I lived in Syracuse, New York and we had very very commercial type music going on at that time. I’m talking about just before World War II. I was in my teens. You had your hotel music and your ballroom dance music but there was no black R&B or any kind of black blues going on except when you went down to the black section of any city. Upstate New York was no different than the Deep South ; you had to go into that area. I got my little alto and I started going down and I was knocking on the club door ; they were letting me in. I was sitting there with all the black performers and I was learning how to really play the blues. I had the feel for it.

Clifford Brown

The only name that came out of Syracuse that made a little bit of a splash was Chris Powell and the Blue Flames. He had an R&B band but his claim to fame was [that] Clifford Brown had his first job with him. Clifford Brown, the great jazz trumpet player he was, started in R&B. Now, some years later, I’m on the road with a quartet and I’m now doing the Fats [Domino], I’m doing Wynonie [Harris], I’m doing [Jimmy Forrest’s] “Night Train,” [Bill Doggett’s] “Honky Tonk,” whatever. And I get booked in Toronto at the Colonial. I’m doing downstairs on the revolving stage, strictly R&B rock and roll type of thing, honkin’, and in comes, upstairs for a week, Max Roach, Clifford Brown, and that whole group. I just about could die because I was so into the jazz thing but I was still doing my thing. So we staggered our sets so I could be off when they were starting and consequently they were off when I was starting, so one night, about three nights in, Clifford started coming downstairs. Got at the bar, was ordering a drink, and was digging me, see ? I got off and I says, “Clifford,” – we got to know each other after a while because we worked the same hotel, we had breakfast together. In fact I’m in Nick Catalano’s book – the life story of Clifford Brown [Clifford Brown : The Life and Art of the Legendary Jazz Trumpeter]. There’s a whole paragraph on me telling this same story. So I said to Clifford, “Look, you know, I come up, you cats are so awesome, you’re so great jazz players.” Everybody was a Charlie Parker in that band. I said, “You come down and you’re listening to me and I’m just honking away on ‘Night Train’ and ‘Honky Tonk.” “Man, don’t put that down,” he says, “you’re playing good. I started the same way. I started with Chris Powell.” When he said that, I almost fell off the chair. I said, “Well, God, Chris and I are from Syracuse, we’re good friends.” So we became good friends. It was tragic when he got killed [in 1956]. It was soon after we met, ’cause I was in Toronto in ’55 then I went down to Pennsylvania to Sommerset and they got killed on that damn turnpike. I just made a friend with him.
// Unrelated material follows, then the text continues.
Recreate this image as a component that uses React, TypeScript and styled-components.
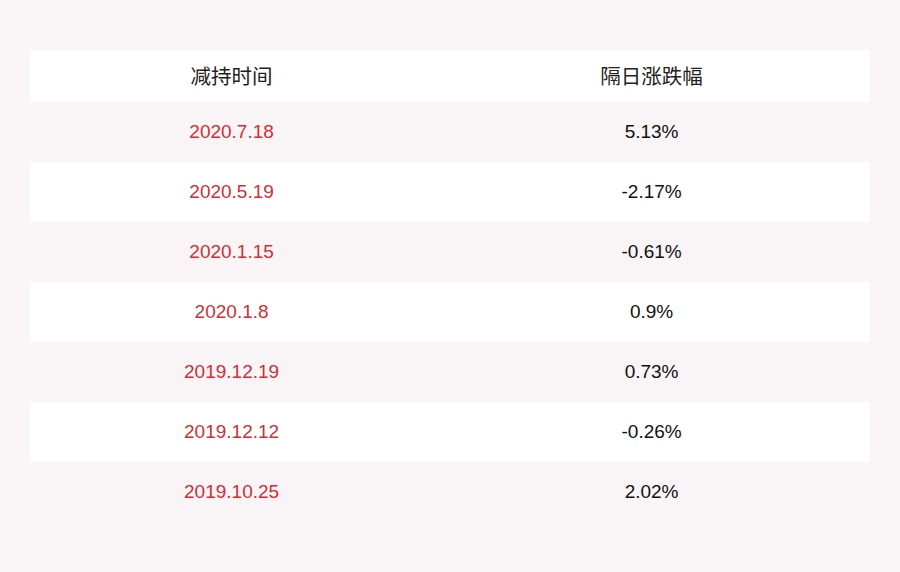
import styled, { createGlobalStyle } from "styled-components";

const rows = [
  { date: "2020.7.18", change: "5.13%" },
  { date: "2020.5.19", change: "-2.17%" },
  { date: "2020.1.15", change: "-0.61%" },
  { date: "2020.1.8", change: "0.9%" },
  { date: "2019.12.19", change: "0.73%" },
  { date: "2019.12.12", change: "-0.26%" },
  { date: "2019.10.25", change: "2.02%" },
];

const GlobalStyle = createGlobalStyle`
  body {
    margin: 0;
    background: #f9f4f5;
    font-family: "Liberation Sans", Arial, "Noto Sans CJK SC", sans-serif;
  }
`;

const Page = styled.div`
  width: 900px;
  height: 572px;
  padding: 50px 30px 0;
  box-sizing: border-box;
`;

const Table = styled.div`
  display: flex;
  flex-direction: column;
`;

interface IRow {
  striped?: boolean;
}

const Row = styled.div<IRow>`
  display: grid;
  grid-template-columns: 48% 52%;
  height: 60px;
  align-items: center;
  background: ${(props) => (props.striped ? "#ffffff" : "transparent")};
`;

const HeaderRow = styled(Row)`
  height: 52px;
  padding-bottom: 3px;
  box-sizing: border-box;
  background: #ffffff;
`;

const HeadCell = styled.div`
  text-align: center;
  font-size: 20.5px;
  color: #222222;
  font-family: "Noto Sans CJK SC", sans-serif;
`;

const DateCell = styled.div`
  text-align: center;
  font-size: 19px;
  color: #cf2f38;
`;

const ValueCell = styled.div`
  text-align: center;
  font-size: 19px;
  color: #111111;
`;

export default function App() {
  return (
    <>
      <GlobalStyle />
      <Page>
        <Table>
          <HeaderRow>
            <HeadCell>减持时间</HeadCell>
            <HeadCell>隔日涨跌幅</HeadCell>
          </HeaderRow>
          {rows.map((r, i) => (
            <Row key={r.date} striped={i % 2 === 1}>
              <DateCell>{r.date}</DateCell>
              <ValueCell>{r.change}</ValueCell>
            </Row>
          ))}
        </Table>
      </Page>
    </>
  );
}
CM : Can you tell me how you came to get “Rock the Joint” from Johnny Preston before Bill Haley put out his version ?

JC : I was in Syracuse still doing my thing with Louis Jordan [songs] and all that. I started moving into these rock [songs]. I used to go to this one record store in Syracuse and they had one very small section with black performers. I always would go through there looking for the Wynonie Harris stuff or the Roy Brown. I spotted Jimmy Preston’s “Rock the Joint.” I didn’t know who he was. I liked the tune ; it fit in with what I was doing. In those days you could play it [in the store, before buying it]. [On a] 78. I said, this is going to be a good one, because we’re into the rock. So I started using the tune. In 1951 I think my first record was on the BSD label. It was up in upstate New York and I did “Rock the Joint” and I did another one called “Leave Married Women Alone.” There were a couple of others. I did about four cuts.

Those first BSDs didn’t do anything. They were just local. But now they found their way into the computer and now they’ve become classics and all that. Then Bill Haley, who I got to know very well—it’s too bad he had to leave so soon—he came into Wildwood one year and I was working with the Treniers. My first professional gig was with the Treniers. I did 12 weeks there. Bill came in and heard about me. I was doing “Rock the Joint.” I was doing “I Got a Woman” like Ray [Charles] ; nobody knew Ray then. I was doing “Hallelujah, I Love Her So.” A year later out comes Bill Haley with another album and on there he’s got “Rock the Joint.” He heard it from me. I know he did because he also had “I Got a Woman.” When I copied Ray’s “I Got a Woman,” see I never copy exactly, I don’t try to imitate, I try to get the overall feel of what Ray was doing. There’s only one Ray Charles : he is my main guy. So I did “I Got a Woman.” When it got at the end Ray was going “I got a woman, way across town, good to me, oh yeah, it’s alright now, talk about my woman now” (singing) he kept laying on those two chords then he got into that falsetto—“whoo oh now” and I couldn’t make a falsetto. So I bent a couple of notes and changed it up a little bit. When I played Bill’s record he bent those same two notes and changed it up, and I said, “He got that from me, see.” It’s always been a thing like that with me and Bill for years. And the only reason why he won the horserace, is the way I put it, is he got lucky with “Rock Around the Clock,” and [the movie] The Blackboard Jungle. And I was struggling like crazy to get something happening with “Rock, Rock, Rock.” Alan Freed and I wanted to do that. We wanted to get the same reaction that Bill got. Bill was the first one to break through. After all was said and done I got to meet everybody. Got to know them and we all became good friends. They all knew of me ; I knew of them. Whoever became successful I was happy for them after a while.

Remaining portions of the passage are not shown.